Dataset extract:

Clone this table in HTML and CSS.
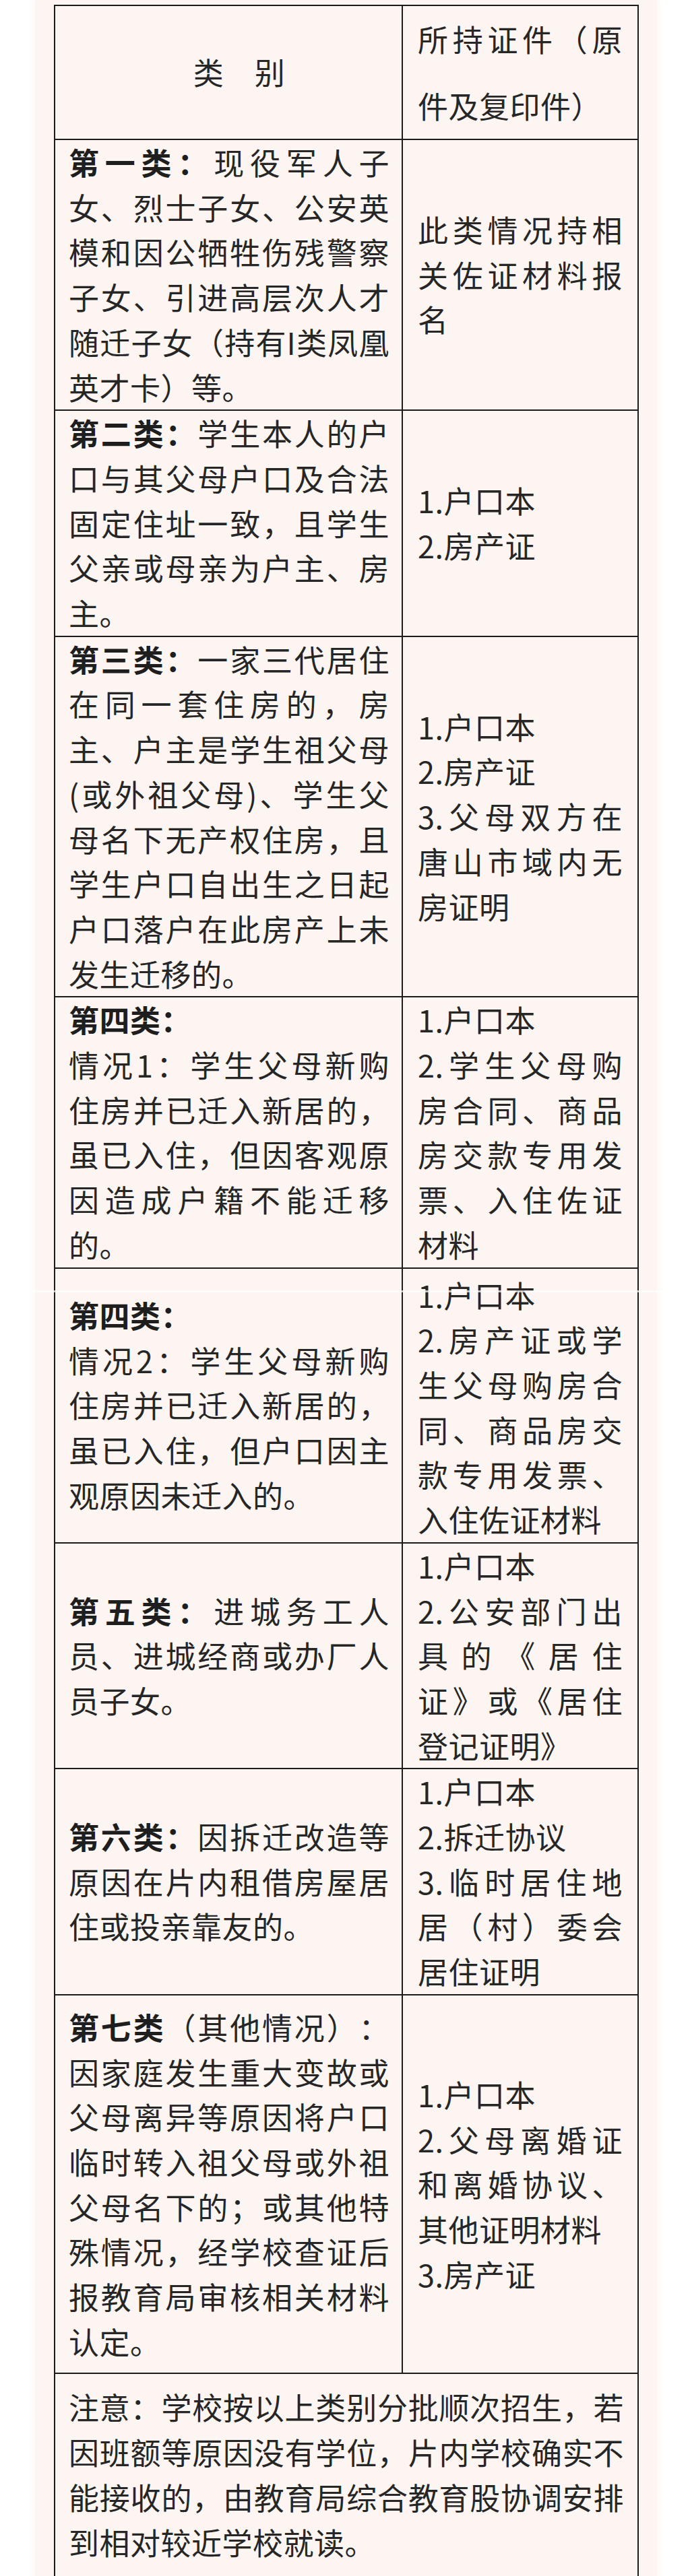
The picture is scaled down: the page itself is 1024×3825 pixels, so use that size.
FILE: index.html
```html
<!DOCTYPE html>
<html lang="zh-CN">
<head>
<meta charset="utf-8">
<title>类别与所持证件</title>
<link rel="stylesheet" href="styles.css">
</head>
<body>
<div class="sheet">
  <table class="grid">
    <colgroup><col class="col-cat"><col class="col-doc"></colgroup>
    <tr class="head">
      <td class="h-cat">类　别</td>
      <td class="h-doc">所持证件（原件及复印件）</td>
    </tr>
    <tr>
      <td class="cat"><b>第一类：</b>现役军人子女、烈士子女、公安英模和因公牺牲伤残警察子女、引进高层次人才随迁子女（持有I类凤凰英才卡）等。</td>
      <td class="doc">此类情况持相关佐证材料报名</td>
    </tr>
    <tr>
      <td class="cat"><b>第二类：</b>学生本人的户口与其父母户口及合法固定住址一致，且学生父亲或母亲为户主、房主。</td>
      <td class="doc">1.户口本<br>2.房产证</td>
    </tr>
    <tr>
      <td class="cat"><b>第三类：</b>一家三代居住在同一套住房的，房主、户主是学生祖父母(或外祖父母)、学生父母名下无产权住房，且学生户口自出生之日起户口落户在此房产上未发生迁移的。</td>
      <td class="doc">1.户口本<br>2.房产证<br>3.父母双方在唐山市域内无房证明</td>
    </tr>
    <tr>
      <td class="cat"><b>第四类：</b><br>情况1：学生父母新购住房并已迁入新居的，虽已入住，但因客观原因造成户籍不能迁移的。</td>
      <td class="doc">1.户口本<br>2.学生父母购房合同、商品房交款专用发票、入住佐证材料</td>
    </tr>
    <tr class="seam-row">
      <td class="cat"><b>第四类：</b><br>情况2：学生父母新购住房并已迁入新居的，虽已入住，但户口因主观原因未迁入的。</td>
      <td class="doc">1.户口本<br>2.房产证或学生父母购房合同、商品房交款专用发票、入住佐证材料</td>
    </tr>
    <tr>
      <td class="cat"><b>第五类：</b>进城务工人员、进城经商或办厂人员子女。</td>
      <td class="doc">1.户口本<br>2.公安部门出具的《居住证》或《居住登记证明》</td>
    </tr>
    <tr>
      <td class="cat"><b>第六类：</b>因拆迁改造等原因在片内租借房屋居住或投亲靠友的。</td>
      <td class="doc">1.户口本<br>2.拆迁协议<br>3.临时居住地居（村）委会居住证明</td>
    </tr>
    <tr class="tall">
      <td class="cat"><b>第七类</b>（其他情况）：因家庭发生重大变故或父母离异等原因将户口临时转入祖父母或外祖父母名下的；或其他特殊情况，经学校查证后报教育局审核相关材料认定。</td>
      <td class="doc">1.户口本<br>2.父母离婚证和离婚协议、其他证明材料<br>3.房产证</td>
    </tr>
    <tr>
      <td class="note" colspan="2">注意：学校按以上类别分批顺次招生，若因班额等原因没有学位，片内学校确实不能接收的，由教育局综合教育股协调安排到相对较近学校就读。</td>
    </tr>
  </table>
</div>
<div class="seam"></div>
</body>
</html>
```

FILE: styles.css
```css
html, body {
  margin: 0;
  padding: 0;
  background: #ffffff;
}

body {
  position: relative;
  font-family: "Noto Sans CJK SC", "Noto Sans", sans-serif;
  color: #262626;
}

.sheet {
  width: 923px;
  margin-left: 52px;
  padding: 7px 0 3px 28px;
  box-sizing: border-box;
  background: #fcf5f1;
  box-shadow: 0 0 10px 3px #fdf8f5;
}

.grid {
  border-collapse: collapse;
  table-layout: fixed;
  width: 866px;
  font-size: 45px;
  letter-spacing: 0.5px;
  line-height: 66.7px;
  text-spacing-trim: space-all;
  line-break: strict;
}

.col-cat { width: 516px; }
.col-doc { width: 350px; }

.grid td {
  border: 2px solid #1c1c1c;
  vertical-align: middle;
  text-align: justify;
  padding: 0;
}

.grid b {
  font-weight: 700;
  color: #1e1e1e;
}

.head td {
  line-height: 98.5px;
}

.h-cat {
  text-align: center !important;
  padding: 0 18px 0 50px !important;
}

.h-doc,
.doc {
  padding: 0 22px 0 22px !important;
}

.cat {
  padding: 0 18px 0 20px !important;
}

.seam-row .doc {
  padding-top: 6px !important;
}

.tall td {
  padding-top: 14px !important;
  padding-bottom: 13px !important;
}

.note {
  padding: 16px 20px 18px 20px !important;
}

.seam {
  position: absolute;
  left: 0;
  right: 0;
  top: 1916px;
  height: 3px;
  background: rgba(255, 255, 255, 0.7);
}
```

Given problem: Using the material above, set down every line exactly, but skip the pictures.

Full response:
Clone this table in HTML and CSS.
The picture is scaled down: the page itself is 1024×3825 pixels, so use that size.
FILE: index.html
```html
<!DOCTYPE html>
<html lang="zh-CN">
<head>
<meta charset="utf-8">
<title>类别与所持证件</title>
<link rel="stylesheet" href="styles.css">
</head>
<body>
<div class="sheet">
  <table class="grid">
    <colgroup><col class="col-cat"><col class="col-doc"></colgroup>
    <tr class="head">
      <td class="h-cat">类　别</td>
      <td class="h-doc">所持证件（原件及复印件）</td>
    </tr>
    <tr>
      <td class="cat"><b>第一类：</b>现役军人子女、烈士子女、公安英模和因公牺牲伤残警察子女、引进高层次人才随迁子女（持有I类凤凰英才卡）等。</td>
      <td class="doc">此类情况持相关佐证材料报名</td>
    </tr>
    <tr>
      <td class="cat"><b>第二类：</b>学生本人的户口与其父母户口及合法固定住址一致，且学生父亲或母亲为户主、房主。</td>
      <td class="doc">1.户口本<br>2.房产证</td>
    </tr>
    <tr>
      <td class="cat"><b>第三类：</b>一家三代居住在同一套住房的，房主、户主是学生祖父母(或外祖父母)、学生父母名下无产权住房，且学生户口自出生之日起户口落户在此房产上未发生迁移的。</td>
      <td class="doc">1.户口本<br>2.房产证<br>3.父母双方在唐山市域内无房证明</td>
    </tr>
    <tr>
      <td class="cat"><b>第四类：</b><br>情况1：学生父母新购住房并已迁入新居的，虽已入住，但因客观原因造成户籍不能迁移的。</td>
      <td class="doc">1.户口本<br>2.学生父母购房合同、商品房交款专用发票、入住佐证材料</td>
    </tr>
    <tr class="seam-row">
      <td class="cat"><b>第四类：</b><br>情况2：学生父母新购住房并已迁入新居的，虽已入住，但户口因主观原因未迁入的。</td>
      <td class="doc">1.户口本<br>2.房产证或学生父母购房合同、商品房交款专用发票、入住佐证材料</td>
    </tr>
    <tr>
      <td class="cat"><b>第五类：</b>进城务工人员、进城经商或办厂人员子女。</td>
      <td class="doc">1.户口本<br>2.公安部门出具的《居住证》或《居住登记证明》</td>
    </tr>
    <tr>
      <td class="cat"><b>第六类：</b>因拆迁改造等原因在片内租借房屋居住或投亲靠友的。</td>
      <td class="doc">1.户口本<br>2.拆迁协议<br>3.临时居住地居（村）委会居住证明</td>
    </tr>
    <tr class="tall">
      <td class="cat"><b>第七类</b>（其他情况）：因家庭发生重大变故或父母离异等原因将户口临时转入祖父母或外祖父母名下的；或其他特殊情况，经学校查证后报教育局审核相关材料认定。</td>
      <td class="doc">1.户口本<br>2.父母离婚证和离婚协议、其他证明材料<br>3.房产证</td>
    </tr>
    <tr>
      <td class="note" colspan="2">注意：学校按以上类别分批顺次招生，若因班额等原因没有学位，片内学校确实不能接收的，由教育局综合教育股协调安排到相对较近学校就读。</td>
    </tr>
  </table>
</div>
<div class="seam"></div>
</body>
</html>
```

FILE: styles.css
```css
html, body {
  margin: 0;
  padding: 0;
  background: #ffffff;
}

body {
  position: relative;
  font-family: "Noto Sans CJK SC", "Noto Sans", sans-serif;
  color: #262626;
}

.sheet {
  width: 923px;
  margin-left: 52px;
  padding: 7px 0 3px 28px;
  box-sizing: border-box;
  background: #fcf5f1;
  box-shadow: 0 0 10px 3px #fdf8f5;
}

.grid {
  border-collapse: collapse;
  table-layout: fixed;
  width: 866px;
  font-size: 45px;
  letter-spacing: 0.5px;
  line-height: 66.7px;
  text-spacing-trim: space-all;
  line-break: strict;
}

.col-cat { width: 516px; }
.col-doc { width: 350px; }

.grid td {
  border: 2px solid #1c1c1c;
  vertical-align: middle;
  text-align: justify;
  padding: 0;
}

.grid b {
  font-weight: 700;
  color: #1e1e1e;
}

.head td {
  line-height: 98.5px;
}

.h-cat {
  text-align: center !important;
  padding: 0 18px 0 50px !important;
}

.h-doc,
.doc {
  padding: 0 22px 0 22px !important;
}

.cat {
  padding: 0 18px 0 20px !important;
}

.seam-row .doc {
  padding-top: 6px !important;
}

.tall td {
  padding-top: 14px !important;
  padding-bottom: 13px !important;
}

.note {
  padding: 16px 20px 18px 20px !important;
}

.seam {
  position: absolute;
  left: 0;
  right: 0;
  top: 1916px;
  height: 3px;
  background: rgba(255, 255, 255, 0.7);
}
```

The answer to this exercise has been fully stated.